Recuerdo ofensas, y no perdono, y la herida se abre de nuevo…Ha comenzado la Cuaresma cuando casi no hemos quitado los belenes en nuestras casas. Con el aroma de la Navidad comenzamos a caminar hacia la Pascua. Sabemos lo que es realmente importante, como nos lo recuerda el Papa Francisco en el lema de la cuaresma de este año: “Misericordia quiero y no sacrificio”. Mt 9,13.
Es más importante la misericordia, que los sacrificios que hago. Es más importante amar y ser misericordioso con los hombres que renunciar a muchas cosas. Es más importante recibir el amor de Dios que vivir realizando sacrificios. El mayor sacrificio es amar en esta vida. Dar la vida por amor.
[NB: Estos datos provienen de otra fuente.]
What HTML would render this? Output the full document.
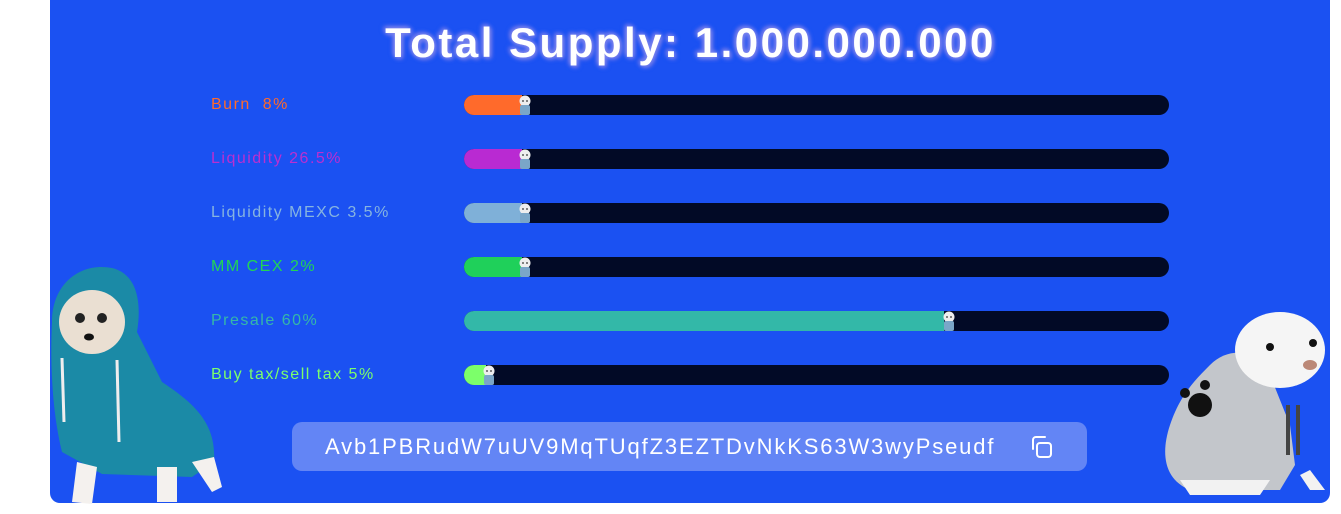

Dios lo sabe: “Dios misericordioso sabe que el instinto de amar del hombre se despierta de la manera más potente cuando éste toma conciencia de que está rodeado de un amor abundante”[1].
Dios sabe que cuanto más nos ame más seremos capaces de amar. Cuando más conscientes seamos del amor de Dios en nuestra vida más amaremos. Cuanto más seamos perdonados más podremos perdonar a otros.
Lo sabemos, es más importante amar y perdonar que sacrificarnos haciendo sacrificios de todo tipo. A veces renunciamos, ayunamos, nos esforzamos, y mientras tanto guardamos en el alma rencor, odio y desprecio. La misericordia y el perdón son el camino de esta cuaresma.
El papa Francisco les dice a los sacerdotes: “Sean grandes perdonadores. Porque el que no sabe perdonar es un gran condenador. Y ¿quién es el gran acusador en la Biblia? El Diablo. Hagan lo que hace Jesús; no hagan lo del Diablo, acusar”.
Me gusta esa comparación. Dios perdona siempre. El demonio acusa y tienta. El demonio denuncia y odia. Dios siempre nos mira con amor. Siempre es misericordia. Nos pide el Papa a los sacerdotes que perdonemos siempre, que no nos cansemos de perdonar. Misericordia antes que sacrificios.
Pero esta invitación es extensiva a todos. Porque todos estamos llamados a perdonar en nuestra vida. ¡Y cuánto nos cuesta perdonar en lugar de acusar!
Perdonar con entrañas de misericordia al que nos hace daño, al que nos hiere con sus palabras y sus obras, al que nos rechaza y no nos trata con amor. Devolver misericordia cuando recibimos odio y desprecio. Es un paso decisivo en nuestra vida.
Miro mi corazón y veo rencores adheridos al alma. Miro y recuerdo ofensas, y no perdono, y la herida se abre de nuevo.
El Papa nos recuerda que en el día de nuestra muerte Jesús nos preguntará “si perdonamos a quien nos ofendió y rechazamos cualquier forma de rencor o de odio que conduce a la violencia”. Nos preguntará si hemos amado, no tanto si nos hemos sacrificado.
El amor siempre lleva consigo renuncias y sacrificios. Pero todo por amor. Y el perdón está unido siempre al amor. Un perdón que nos pacifica el alma. Un perdón que restablece los vínculos de amor rotos entre los hombres.
El perdón comienza en mi propio corazón. Cuando yo me perdono a mí mismo es más fácil perdonar. Pero, ¡qué difícil a veces perdonar las propias caídas, los propios errores, las propias faltas!
Dios quiere misericordia. Y yo necesito perdonarme por tantas veces en que no soy el que sueño, el que anhelo, el que deseo. Por esas veces en las que mis metas se quedan demasiado lejanas e inalcanzables o yo demasiado lejos en mi debilidad. Perdonarme por no estar a la altura de lo que otros esperan, por no tener esas virtudes y talentos que envidio.
Es difícil perdonarnos siempre. Y si no somos capaces de ello, mucho más difícil será que perdonemos a otros, que miremos a los demás con amor.
Misericordia es lo que quiere Dios y lo que yo mismo necesito. Porque el perdón sana el corazón. El perdón que recibimos y el perdón que damos. Cuando perdonamos al que nos ha hecho daño algo se sana en el alma, una herida se cierra, un hilo roto se restablece.
El otro día una persona me comentaba cuánto bien le había hecho perdonar a sus padres. Esa herida la llevaba guardada en el alma toda su vida. Fue capaz de perdonar porque Dios le concedió ese milagro, y el perdón sanador la había liberado.
Ahora podía estar con ellos sin rencor. Podía amarlos y cuidarlos en su desvalimiento sin rencor. Podía quererlos en su último tiempo de vida.
Es un milagro el perdón. Una gracia que pedimos. Más que sacrificios es más importante perdonar, pedir perdón y ser perdonado. Ese amor que posibilita el perdón, que surge del perdón, es lo central.